Recall also that a random variable $\frac{Z}{\sqrt{\chi_k^2/k}}$ (where $Z \sim N(0,1)$) follows a t-distribution with $k$ degrees of freedom.

Also, let us note that given our earlier formulations for $f$ and $g$ and in this particular instance $fg = \bar{\sigma}^2$

and also recall that our derivation shows that $\hat{\bar{\sigma}}^2/g \sim \chi_f^2$ for the appropriate $f$ shown above.

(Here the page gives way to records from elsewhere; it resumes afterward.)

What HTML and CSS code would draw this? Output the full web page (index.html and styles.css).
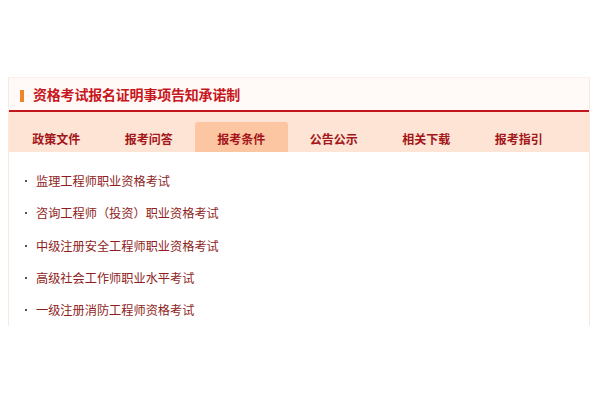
FILE: index.html
```html
<!DOCTYPE html>
<html lang="zh">
<head>
<meta charset="utf-8">
<link rel="stylesheet" href="styles.css">
</head>
<body>
<div class="panel">
  <div class="title-bar">
    <span class="mark"></span>
    <h2 class="title">资格考试报名证明事项告知承诺制</h2>
  </div>
  <ul class="tabs">
    <li class="tab">政策文件</li>
    <li class="tab">报考问答</li>
    <li class="tab active">报考条件</li>
    <li class="tab">公告公示</li>
    <li class="tab">相关下载</li>
    <li class="tab">报考指引</li>
  </ul>
  <ul class="list">
    <li class="item">监理工程师职业资格考试</li>
    <li class="item">咨询工程师（投资）职业资格考试</li>
    <li class="item">中级注册安全工程师职业资格考试</li>
    <li class="item">高级社会工作师职业水平考试</li>
    <li class="item">一级注册消防工程师资格考试</li>
  </ul>
</div>
</body>
</html>
```
FILE: styles.css
```css
* { box-sizing: border-box; }
html, body { margin: 0; padding: 0; background: #fff; }
body {
  font-family: "Noto Sans CJK SC", "Liberation Sans", sans-serif;
  padding-top: 77px;
}
.panel {
  margin: 0 10px 0 8px;
  border-left: 1px solid #f7e9e0;
  border-right: 1px solid #f7e9e0;
  height: 249px;
  background: #fff;
}
.title-bar {
  height: 35px;
  background: #fffaf7;
  border-top: 1px solid #fbefe7;
  border-bottom: 2px solid #c3161c;
  display: flex;
  align-items: center;
  padding-left: 11px;
}
.mark {
  width: 4px;
  height: 12px;
  background: #f0822a;
  margin-right: 9px;
  margin-top: 3px;
}
.title {
  margin: 0;
  font-size: 14px;
  font-weight: bold;
  color: #c8161d;
  line-height: 20px;
  letter-spacing: -0.2px;
}
.tabs {
  list-style: none;
  margin: 0;
  padding: 10px 0 0 1px;
  height: 40px;
  background: #fde4d4;
  display: flex;
}
.tab {
  width: 92.5px;
  height: 30px;
  display: flex;
  align-items: center;
  justify-content: center;
  padding-top: 3px;
  font-size: 12px;
  font-weight: bold;
  color: #a3161a;
  border-radius: 3px 3px 0 0;
}
.tab.active { background: #fdc6a3; }
.list {
  list-style: none;
  margin: 0;
  padding: 20px 0 0 16px;
}
.item {
  height: 32.3px;
  font-size: 12.2px;
  line-height: 18px;
  color: #8e1d22;
  display: flex;
  align-items: flex-start;
}
.item::before {
  content: "";
  width: 2px;
  height: 2px;
  background: #555;
  margin: 8px 9px 0 0;
  flex: none;
}
```
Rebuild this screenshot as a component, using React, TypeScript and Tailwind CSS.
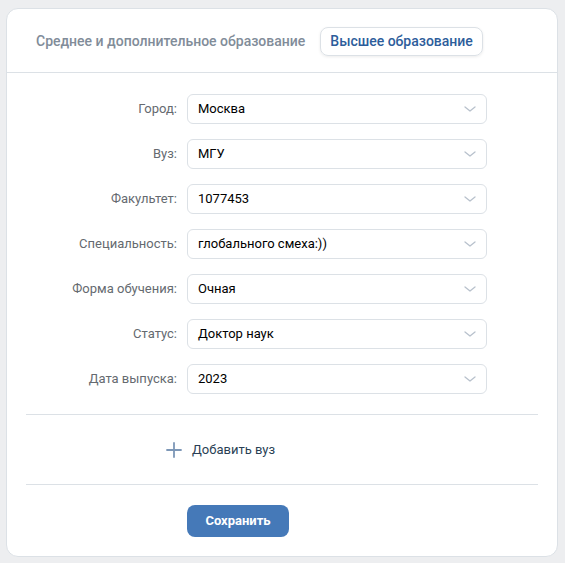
import React from "react";

const rows: [string, string][] = [
  ["Город:", "Москва"],
  ["Вуз:", "МГУ"],
  ["Факультет:", "1077453"],
  ["Специальность:", "глобального смеха:))"],
  ["Форма обучения:", "Очная"],
  ["Статус:", "Доктор наук"],
  ["Дата выпуска:", "2023"],
];

function Chevron() {
  return (
    <svg width="14" height="8" viewBox="0 0 14 8" fill="none">
      <path d="M2 2 L7 6 L12 2" stroke="#b8c1cc" strokeWidth="1.3" strokeLinecap="round" strokeLinejoin="round" />
    </svg>
  );
}

export default function App() {
  return (
    <div className="min-h-[563px] w-[565px] bg-[#edeef0] pt-[8px] pl-[6px]" style={{ fontFamily: "Roboto, 'Noto Sans', sans-serif" }}>
      <div className="w-[552px] h-[549px] bg-white rounded-[12px] border border-[#dce1e6] flex flex-col">
        <div className="h-[64px] border-b border-[#dce1e6] flex items-center pl-[29px] gap-[15px] pt-[1px]">
          <span className="text-[14px] font-medium text-[#818c99]">Среднее и дополнительное образование</span>
          <span className="h-[29px] px-[9px] flex items-center rounded-[8px] border border-[#dce1e6] shadow-[0_1px_3px_rgba(0,0,0,0.08)] text-[14px] font-medium text-[#2d5d9b]">
            Высшее образование
          </span>
        </div>
        <div className="flex flex-col gap-[15px] pt-[21px]">
          {rows.map(([label, value]) => (
            <div key={label} className="flex items-center">
              <div className="w-[180px] text-right text-[13px] text-[#656a70] pr-[10px]">{label}</div>
              <div className="w-[300px] h-[30px] border border-[#dce1e6] rounded-[6px] flex items-center justify-between pl-[10px] pr-[9px] text-[13px] text-black">
                <span>{value}</span>
                <Chevron />
              </div>
            </div>
          ))}
        </div>
        <div className="mx-[19px] mt-[20px] border-t border-[#dce1e6]" />
        <div className="h-[69px] flex items-center pl-[159px] gap-[10px]">
          <svg width="16" height="16" viewBox="0 0 16 16">
            <path d="M8 1v14M1 8h14" stroke="#7d97b7" strokeWidth="1.8" strokeLinecap="round" />
          </svg>
          <span className="text-[13px] text-[#2a3f55]">Добавить вуз</span>
        </div>
        <div className="mx-[19px] border-t border-[#dce1e6]" />
        <div className="pl-[180px] pt-[20px]">
          <button className="h-[32px] w-[102px] rounded-[8px] bg-[#4579b8] text-white text-[13px] font-bold">Сохранить</button>
        </div>
      </div>
    </div>
  );
}
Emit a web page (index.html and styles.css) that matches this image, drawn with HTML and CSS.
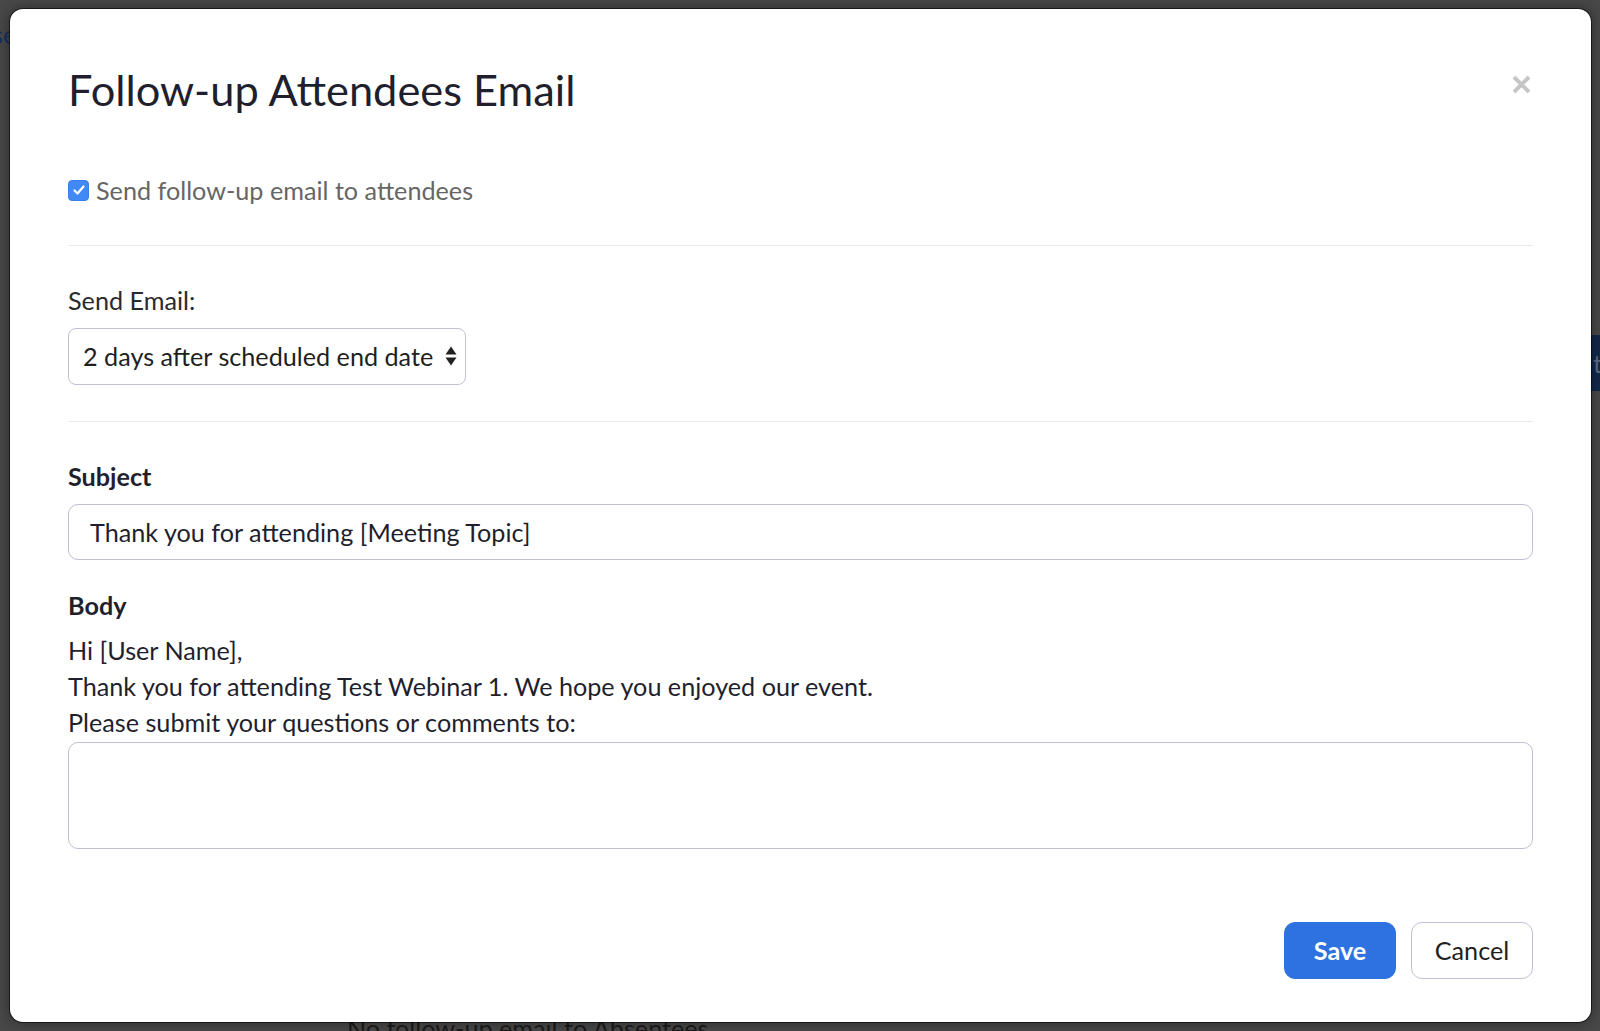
FILE: index.html
```html
<!DOCTYPE html>
<html lang="en">
<head>
<meta charset="utf-8">
<title>Follow-up Attendees Email</title>
<link rel="stylesheet" href="styles.css">
</head>
<body>
  <div class="backdrop-page">
    <span class="bg-frag bg-se">se</span>
    <span class="bg-frag bg-band">t</span>
    <span class="bg-frag bg-bottom">No follow-up email to Absentees</span>
  </div>

  <div class="modal">
    <button class="close" aria-label="Close">
      <svg width="19" height="19" viewBox="0 0 19 19"><path d="M2 2 L17 17 M17 2 L2 17" stroke="#c6c6c6" stroke-width="4" stroke-linecap="butt"/></svg>
    </button>

    <h1 class="title">Follow-up Attendees Email</h1>

    <div class="section section-check">
      <label class="check-row">
        <span class="checkbox">
          <svg width="14" height="12" viewBox="0 0 14 12"><path d="M2.5 6.5 L5.5 9.5 L11.5 2.5" fill="none" stroke="#fff" stroke-width="2.2" stroke-linecap="round" stroke-linejoin="round"/></svg>
        </span>
        <span class="check-label">Send follow-up email to attendees</span>
      </label>
    </div>

    <div class="section section-send">
      <div class="field-label">Send Email:</div>
      <div class="select">
        <span class="select-text">2 days after scheduled end date</span>
        <svg class="select-arrows" width="12" height="20" viewBox="0 0 12 20"><path d="M0.5 8.5 L6 0.5 L11.5 8.5 Z M0.5 11.5 L11.5 11.5 L6 19.5 Z" fill="#222"/></svg>
      </div>
    </div>

    <div class="section section-email">
      <div class="bold-label">Subject</div>
      <input class="text-input" type="text" value="Thank you for attending [Meeting Topic]">
      <div class="bold-label body-label">Body</div>
      <div class="body-text">
        <p>Hi [User Name],</p>
        <p>Thank you for attending Test Webinar 1. We hope you enjoyed our event.</p>
        <p>Please submit your questions or comments to:</p>
      </div>
      <textarea class="text-area"></textarea>
    </div>

    <div class="actions">
      <button class="btn btn-primary">Save</button>
      <button class="btn btn-default">Cancel</button>
    </div>
  </div>
</body>
</html>
```

FILE: styles.css
```css
* {
  box-sizing: border-box;
}

html, body {
  margin: 0;
  height: 1031px;
  overflow: hidden;
}

body {
  background: #484848;
  padding: 9px 9px 0 10px;
  font-family: "Lato", "Open Sans", sans-serif;
  color: #232333;
  position: relative;
}

.backdrop-page {
  position: absolute;
  inset: 0;
  z-index: 0;
}

.bg-frag {
  position: absolute;
  font-family: "Lato", sans-serif;
  font-size: 25.2px;
  line-height: 1;
}

.bg-se {
  left: -8px;
  top: 22px;
  color: #16305c;
}

.bg-band {
  left: 1591px;
  top: 335px;
  width: 20px;
  height: 56px;
  background: #12284b;
  color: #5c6a82;
  padding: 16px 0 0 2px;
}

.bg-bottom {
  left: 347px;
  top: 1016px;
  color: #1b1b1b;
}

.modal {
  position: relative;
  z-index: 1;
  width: 1581px;
  height: 1013px;
  background: #fff;
  border-radius: 13px;
  box-shadow: 0 0 0 1px rgba(0, 0, 0, 0.55), 0 0 14px rgba(0, 0, 0, 0.45);
  padding: 55px 58px 0 58px;
  display: flex;
  flex-direction: column;
}

.close {
  position: absolute;
  top: 66px;
  right: 60px;
  width: 19px;
  height: 19px;
  padding: 0;
  border: 0;
  background: none;
  display: flex;
}

.title {
  margin: 0;
  font-size: 43.4px;
  line-height: 50px;
  font-weight: 400;
  color: #1f1f2d;
}

.section {
  border-bottom: 1px solid #e9e9ec;
}

.section-check {
  margin-top: 57.5px;
  padding-bottom: 37.5px;
}

.check-row {
  display: flex;
  align-items: center;
  gap: 7px;
  height: 36px;
}

.checkbox {
  width: 21px;
  height: 21px;
  border-radius: 4px;
  background: #4189f5;
  border: 1px solid #3a7fe8;
  display: flex;
  align-items: center;
  justify-content: center;
  margin-top: 1px;
}

.check-label {
  font-size: 25.2px;
  line-height: 36px;
  color: #666;
}

.section-send {
  padding-top: 35.5px;
  padding-bottom: 36.5px;
}

.field-label {
  font-size: 25.2px;
  line-height: 36px;
  color: #2a2a2a;
}

.select {
  margin-top: 10px;
  width: 398px;
  height: 57px;
  border: 1.5px solid #c1c1d3;
  border-radius: 8px;
  padding: 0 8px 0 14px;
  display: flex;
  align-items: center;
  justify-content: space-between;
}

.select-text {
  font-size: 25.2px;
  color: #1f1f1f;
}

.section-email {
  border-bottom: 0;
  padding-top: 36px;
  display: flex;
  flex-direction: column;
}

.bold-label {
  font-size: 25.2px;
  line-height: 36px;
  font-weight: 700;
  color: #1f1f2d;
}

.text-input {
  margin-top: 9.5px;
  width: 100%;
  height: 56px;
  border: 1.5px solid #bfbfd2;
  border-radius: 10px;
  padding: 0 21px;
  font-family: "Lato", sans-serif;
  font-size: 25.2px;
  color: #1f1f2d;
  background: #fff;
  outline: none;
}

.body-label {
  margin-top: 27.5px;
}

.body-text {
  margin-top: 8.5px;
}

.body-text p {
  margin: 0;
  font-size: 25.2px;
  line-height: 36px;
  color: #1f1f2d;
}

.text-area {
  margin-top: 2px;
  width: 100%;
  height: 107px;
  border: 1.5px solid #bfbfd2;
  border-radius: 10px;
  resize: none;
  font-family: "Lato", sans-serif;
  font-size: 25.2px;
  padding: 10px 20px;
  outline: none;
}

.actions {
  margin-top: 73px;
  display: flex;
  justify-content: flex-end;
  gap: 15px;
}

.btn {
  height: 57px;
  border-radius: 11px;
  font-family: "Lato", sans-serif;
  font-size: 25.2px;
  padding: 0;
  display: flex;
  align-items: center;
  justify-content: center;
}

.btn-primary {
  width: 112px;
  background: #2d72e0;
  border: 1px solid #2d72e0;
  color: #fff;
  font-weight: 700;
}

.btn-default {
  width: 122px;
  background: #fff;
  border: 1.5px solid #c1c1d5;
  color: #1f1f1f;
}
```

Finally, we can consider the t-statistic:

$$\frac{\bar{A_1} - \bar{A_2}}{\sqrt{\hat{\bar{\sigma}^2}}} \times \frac{\frac{1}{\bar{\sigma}}}{\frac{1}{\sqrt{fg}}} = \frac{\frac{\bar{A_1} - \bar{A_2}}{\bar{\sigma}}} {\sqrt{\frac{\bar{\hat{\sigma}^2}}{fg}}} \approx \frac{Z}{\sqrt{\chi_f^2/f}} \sim t_f$$

Directly answering the questions.

  1. The dependence on the statistics $\hat{\sigma_i^2}$ comes from not knowing the population variances, upon which our "approximate" chi-square distribution depends.
  2. In this case, "approximately distributed as..." refers to the fact that $f$ and $g$ were chosen such that a random variable distributed as $\chi^2_f$ has first and second moments that match that of the random variable with the exact distribution corresponding to $\frac{\sigma_1^2}{n_1f_1}\chi^2_{f_1} + \frac{\sigma_2^2}{n_2f_2}\chi^2_{f_1}$
  3. Hopefully the above derivation explains how justifiable the approximation is or isn't, as the case may be.